Postcards From The Edge

Back On Tack Archive


This month's postcard is a newly produced greeting featuring Oklahoma's old friend, The Golden Driller.

The Driller was introduced at the 1953 International Petroleum Exposition. In 1966 he found a permanent home at the Tulsa County Fairgrounds. The statue weighs 43,500 pounds and stands at 76-feet. The derrick he rests upon was relocated from an oil field in Seminole, Oklahoma.

Tulsa's hulking man stands in front of the International Petroleum Exhibition Building, which struck notoriety as "the world's largest unobstructed interior volume." Which means, with its sunken floor and extended roof, the statue could easily fit inside of it - and at first did.
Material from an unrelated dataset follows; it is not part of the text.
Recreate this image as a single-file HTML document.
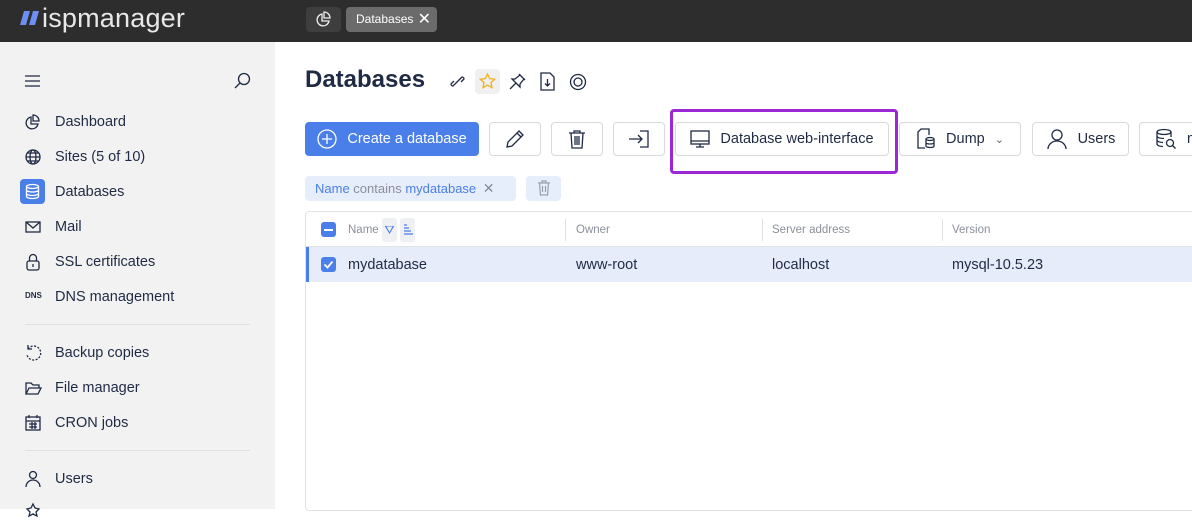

Postcards from the Edge showcases mail greetings pulled from Back on Tack's roadside archive. A different card is featured each month.
The Driller stands not only as a momument to the major petroleum industry upon which Tulsa was built, but also as proof that you can't keep a golden man down. Capable of withstanding 200-mile-per-hour winds, it has made it through tornadoes, sporadic attacks by vandals; random shotgun blasts and even took an arrow in the back.

Although he wears many name tags such as Golden Boy, Golden Driller, and even Larry, most passersby on 21st Street just call him damn big.